Sanctuary is central to human life and human rights, for it is another way of talking about security, that is to say, safety and survival. Indeed, the first article that speaks to human rights in the Universal Declaration of Human Rights lists life, freedom and security together. For they are linked and life has less meaning and cannot realize itself in its fullness in conditions of unfreedom and insecurity, especially those imposed and sanctioned by society or the state. But again, there seems to be no sanctuary for us in the city, no guarantee of safety or survival in the country. In such a context, justice is not about giving our people their due. On the contrary, it is about holding them suspect and guilty for being different, present and vulnerable. In this context, they have no rights except those the racist society assigns them, no real standing in the court except for what a racist society grants and no chance for justice except that which is extracted in righteous and relentless struggle.
We are thus, on this particular issue, in a place that reminds us of the Dred Scott enslavement case where Dred Scott and we, his people, are told in no uncertain terms, we have no rights that White people, the state or the law are bound to respect. And thus, it is played out in the streets and the courts of today as our having no rights the police have to respect; no standing in the court that would warrant an objective weighing of the evidence; and no status in society that would justify being given justice that the favored race takes for granted.
There is, then, no sanctuary or protection from those who take the hypocritical oath “to protect and serve” all—us included. Indeed, it turns out that we must protect ourselves and be protected from the so-called protectors, and are best served by the absence of these so-called servants whose service is really service to a system of oppression. As Min. Malcolm X taught in the 60s, the police have historically served and continue to serve as an occupying army in our community, there to repress and suppress, to defend the interests of others, especially those of the White ruling race/class. And they do this by targeting, attacking and killing us with ruthless regularity. In a word, they are in effect waging a war against us.

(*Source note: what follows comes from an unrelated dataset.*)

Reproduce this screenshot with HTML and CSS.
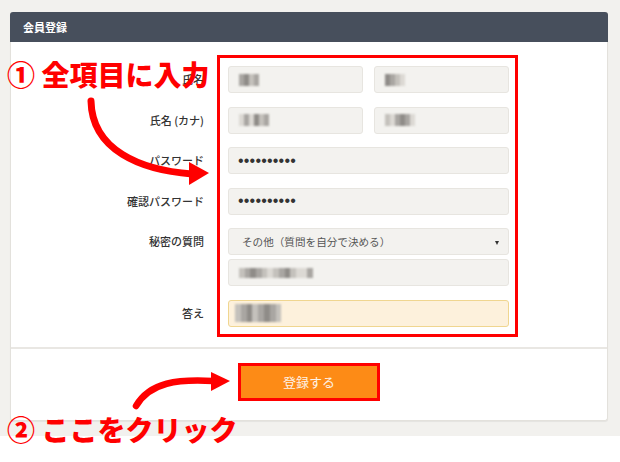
FILE: index.html
```html
<!DOCTYPE html>
<html lang="ja">
<head>
<meta charset="utf-8">
<title>会員登録</title>
<link rel="stylesheet" href="styles.css">
</head>
<body>
<div class="stage">
  <section class="panel">
    <header class="panel-head">会員登録</header>
    <div class="panel-body">
      <form class="form">
        <label class="lbl">氏名</label>
        <div class="field two">
          <div class="input"><span class="mosaic"><i class="g2"></i><i class="g1"></i><i class="g3"></i><i class="g2"></i></span></div>
          <div class="input"><span class="mosaic"><i class="g1"></i><i class="g2"></i><i class="g3"></i><i class="g4"></i></span></div>
        </div>

        <label class="lbl">氏名 (カナ)</label>
        <div class="field two">
          <div class="input"><span class="mosaic"><i class="g4"></i><i class="g2"></i><i class="g4"></i><i class="g1"></i><i class="g3"></i><i class="g2"></i></span></div>
          <div class="input"><span class="mosaic"><i class="g3"></i><i class="g4"></i><i class="g2"></i><i class="g1"></i><i class="g2"></i><i class="g4"></i></span></div>
        </div>

        <label class="lbl">パスワード</label>
        <div class="field"><div class="input dots">••••••••••</div></div>

        <label class="lbl">確認パスワード</label>
        <div class="field"><div class="input dots">••••••••••</div></div>

        <label class="lbl">秘密の質問</label>
        <div class="field stack">
          <div class="input select">その他（質問を自分で決める）<span class="caret"></span></div>
          <div class="input"><span class="mosaic long"><i class="g3"></i><i class="g2"></i><i class="g1"></i><i class="g2"></i><i class="g3"></i><i class="g4"></i><i class="g3"></i><i class="g2"></i><i class="g1"></i><i class="g3"></i><i class="g4"></i><i class="g4"></i><i class="g2"></i></span></div>
        </div>

        <label class="lbl">答え</label>
        <div class="field"><div class="input answer"><span class="mosaic"><i class="g3"></i><i class="g2"></i><i class="g1"></i><i class="g3"></i><i class="g2"></i><i class="g1"></i><i class="g2"></i><i class="g3"></i></span></div></div>
      </form>
    </div>
    <footer class="panel-foot">
      <button class="btn" type="button">登録する</button>
    </footer>
  </section>

  <div class="redbox"></div>
  <div class="note note1">① 全項目に入力</div>
  <div class="note note2">② ここをクリック</div>
  <svg class="arrows" width="620" height="462" viewBox="0 0 620 462">
    <path d="M91 101 C92 150 140 170 192 174" fill="none" stroke="#ff0000" stroke-width="7" stroke-linecap="round"/>
    <polygon points="189,162 209,173 189,185" fill="#ff0000"/>
    <path d="M136 406 C150 382 178 379 213 381" fill="none" stroke="#ff0000" stroke-width="6.5" stroke-linecap="round"/>
    <polygon points="211,372 230,381 211,391" fill="#ff0000"/>
  </svg>
</div>
</body>
</html>
```

FILE: styles.css
```css
* { box-sizing: border-box; }

html, body {
  margin: 0;
  padding: 0;
  background: #ffffff;
}

body {
  font-family: "Noto Sans CJK JP", "Noto Sans", "Liberation Sans", sans-serif;
  color: #444;
}

.stage {
  position: relative;
  height: 462px;
  background: linear-gradient(to bottom, #f2f1ee 0, #f2f1ee 436px, #ffffff 436px);
  padding: 12px 12px 0 10px;
}

.panel {
  width: 598px;
  background: #fff;
  border: 1px solid #e3e1dc;
  border-top: none;
  border-radius: 3px;
  box-shadow: 0 1px 1px rgba(0, 0, 0, 0.06);
}

.panel-head {
  height: 30px;
  margin: 0 -1px;
  padding-left: 13px;
  background: #474f5c;
  color: #fff;
  font-size: 11px;
  font-weight: 700;
  line-height: 30px;
  border-radius: 3px 3px 0 0;
}

.panel-body {
  padding: 24px 0 20px 0;
}

.form {
  display: grid;
  grid-template-columns: 193px 281px;
  column-gap: 24px;
  row-gap: 13.5px;
  align-items: start;
}

.lbl {
  height: 27px;
  line-height: 27px;
  text-align: right;
  font-size: 11px;
  font-weight: 500;
  color: #333;
  white-space: nowrap;
}

.field.two {
  display: flex;
  gap: 11px;
}

.field.two .input {
  flex: 1;
}

.field.stack {
  display: flex;
  flex-direction: column;
  gap: 4px;
}

.input {
  position: relative;
  display: flex;
  align-items: center;
  height: 27px;
  padding: 0 10px;
  background: #f3f2ef;
  border: 1px solid #e7e5e0;
  border-radius: 3px;
  font-size: 11px;
  color: #555;
}

.input.dots {
  font-family: "Liberation Sans", sans-serif;
  font-size: 16px;
  color: #333;
  padding-left: 9px;
  letter-spacing: 0.2px;
}

.input.select {
  padding-left: 13px;
  font-size: 10.6px;
  color: #555;
}

.caret {
  position: absolute;
  right: 9px;
  top: 12px;
  width: 0;
  height: 0;
  border-left: 2.5px solid transparent;
  border-right: 2.5px solid transparent;
  border-top: 4px solid #333;
}

.input.answer {
  background: #fdf1dc;
  border-color: #f0d690;
  padding-left: 6px;
}

.mosaic {
  display: inline-flex;
  height: 12px;
  filter: blur(0.8px);
}

.mosaic i {
  display: block;
  width: 5px;
  height: 12px;
}

.mosaic.long {
  height: 10px;
}

.mosaic.long i {
  width: 5.7px;
  height: 10px;
}

.input.answer .mosaic,
.input.answer .mosaic i {
  height: 18px;
  width: auto;
}

.input.answer .mosaic i {
  width: 5.8px;
}

.g1 { background: #8f8c88; }
.g2 { background: #a9a6a2; }
.g3 { background: #c4c1bc; }
.g4 { background: #dcd9d4; }

.panel-foot {
  border-top: 2px solid #e9e7e3;
  padding: 14px 0 19px 0;
  display: flex;
  justify-content: center;
}

.btn {
  width: 142px;
  height: 38px;
  background: #fd8b16;
  border: 3px solid #ff0000;
  color: #fdf2e6;
  font-family: "Noto Sans CJK JP", sans-serif;
  font-size: 13px;
  padding: 0;
  cursor: pointer;
}

.redbox {
  position: absolute;
  left: 217px;
  top: 55px;
  width: 301px;
  height: 282px;
  border: 3px solid #ff0000;
  pointer-events: none;
}

.note {
  position: absolute;
  left: 7px;
  font-family: "Noto Sans CJK JP", sans-serif;
  font-weight: 900;
  font-size: 28px;
  line-height: 28px;
  color: #ff0000;
  white-space: nowrap;
}

.note1 { top: 60px; }
.note2 { top: 415px; }

.arrows {
  position: absolute;
  left: 0;
  top: 0;
  pointer-events: none;
}
```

Again, it is Min. Malcolm, noble witness to the world for us, master teacher who taught the clear, enlightening and uplifting word, who pointed out that Black people live under the constant fear and force of systemic violence, especially physical violence from the police. Therefore, he said, Black people must “realize they are living in a war zone” and that they are “at war with an enemy that is as vicious and criminal and inhuman as any war-making country has ever been.” Malcolm was speaking in the context of the constant and brutal killing by lynchers, bombers of churches and killers of children during the Black Freedom Movement. But he also spoke in similar terms about the police and the whole system itself and the many ways it imposes violence on us.
Now, if we live in a war zone, Malcolm says, we must recognize it and once we recognize that war is being waged against us, we can adopt measures and develop means to defend ourselves and end our oppression. This ultimately and unavoidably means that we must set aside all illusions and engage in righteous and relentless resistance, remembering we are our own sanctuary, our own liberators and we are never defeated until we surrender in our hearts and minds and cease to resist.